The Nokia N900 has a resistive screen, AKA, worthless shit.
What exactly are you typing? I used my N900 to irc on regularly (like, always) and I cannot imagine being able to do it anywhere near as properly without a keyboard. I got myself a stratosphere ii now because of the keyboard, and while it's better than no keyboard I sadly can't type as fast (or accurate) on it as I could on the N900.
Still better than capacitive screens, AKA, unusable pieces of crap.
Yes, I really hate how capacitive screens are much more responsive, are much clearer, support ten finger multi-touch and aren't made of plastic.
What is your response to this then on the subject of open bootloaders that you are pretending are on most android phones?:
http://mobile.slashdot.org/comments.pl?sid=4504789&cid=45563575
So are you going to take back your lie about "open" now that you've made my point for me?
How about an apology or are you not man enough to do so?
I know you for what you are and nobody else is reading. I've just strung this out so that I can link this thread of some many content free links from yourself after I asked for a link to show how untrustworthy and pathetic you are the next time you try to pull this bullshit.

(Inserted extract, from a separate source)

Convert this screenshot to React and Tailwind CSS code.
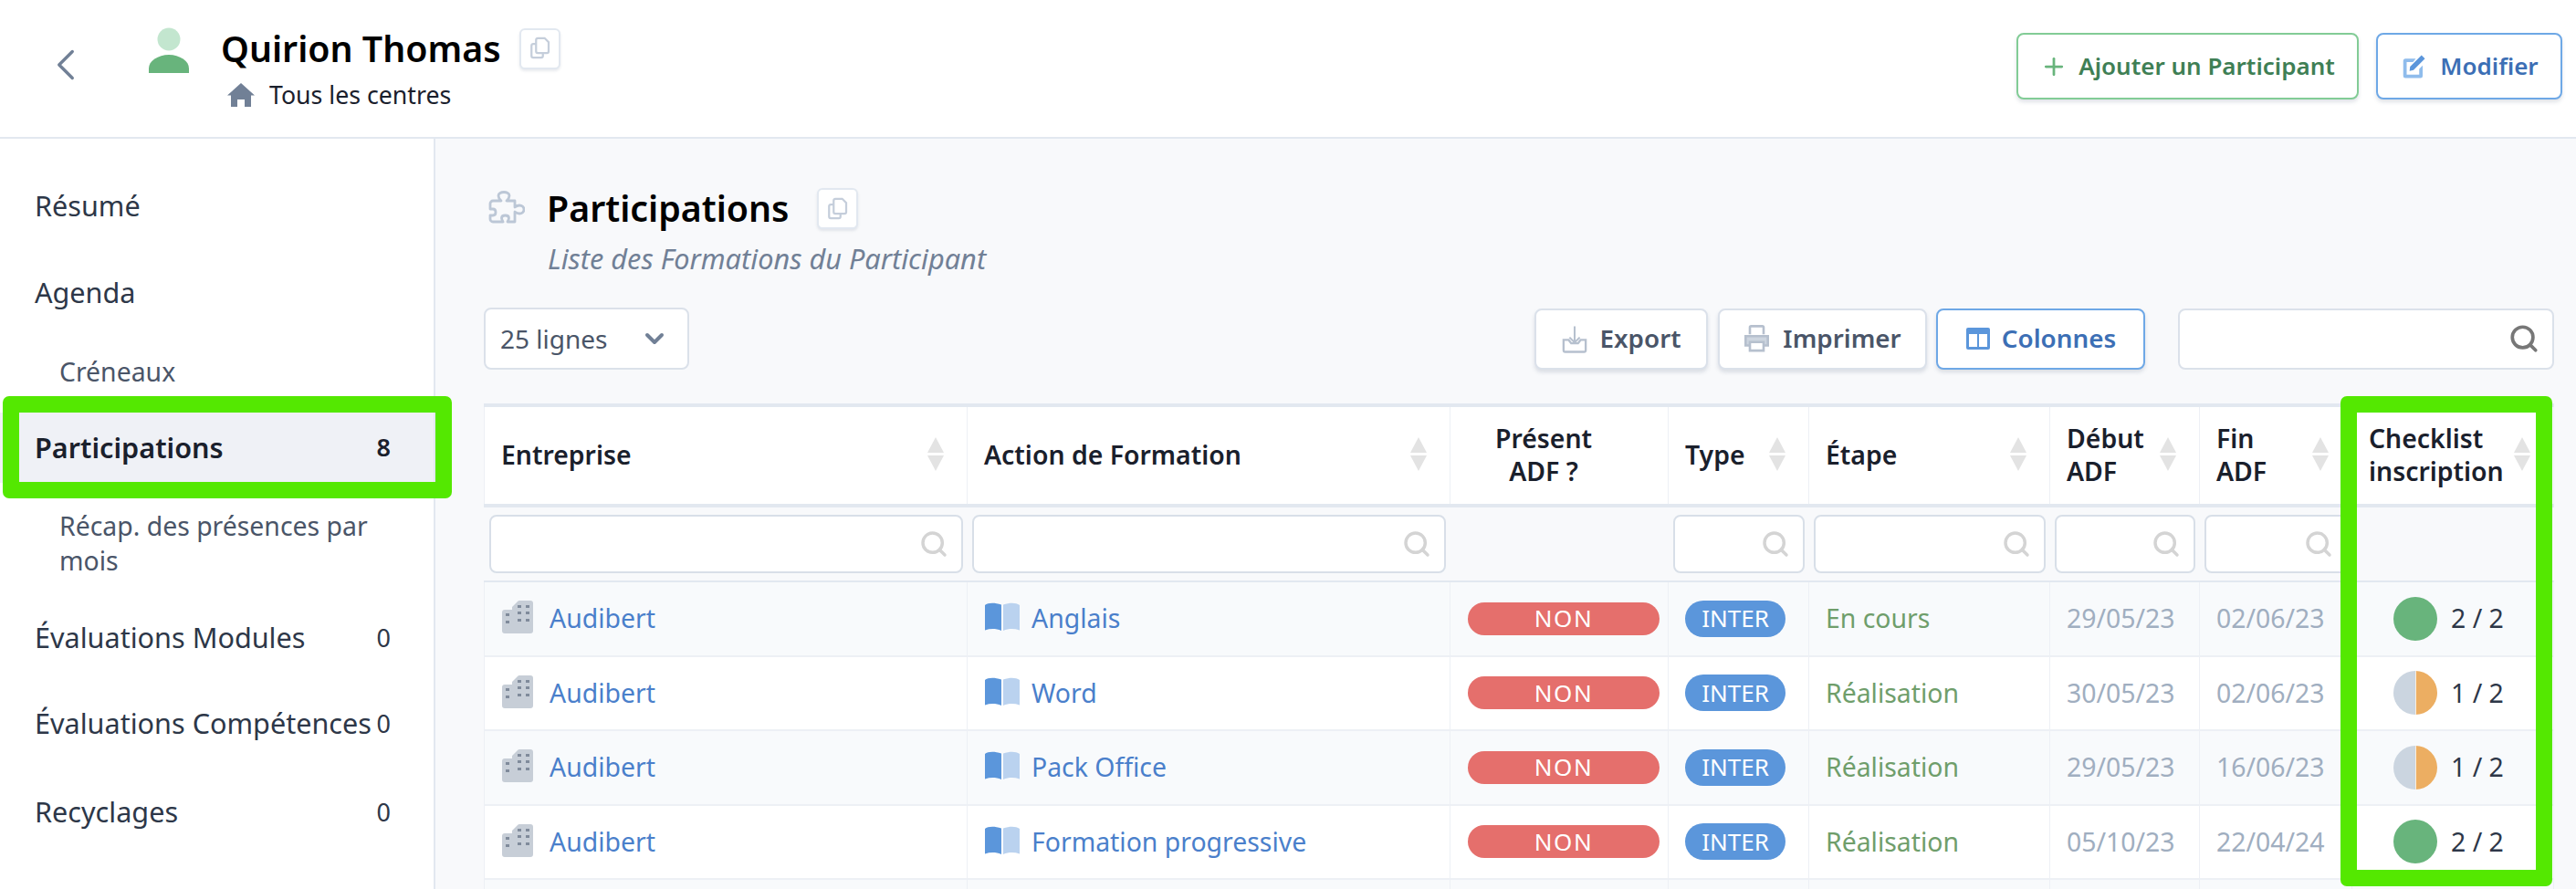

Evidence? A three letter abbreviation for something somewhere on the net? WTF is XDA? Is it a crack site?
Also I named that phone - once waaaay above in a post you did not bother reply to and now directly above.
3 is exactly what I asked YOU for.
2 - who are those others? Am I part of some tinfoil conspiracy? WTF is the point of you sudggesting such when nobody else is reading and we both know you are a liar just looking for attention.
I was reacting to your comments about it - so now - about thirty posts or so after I first asked - what is XDA?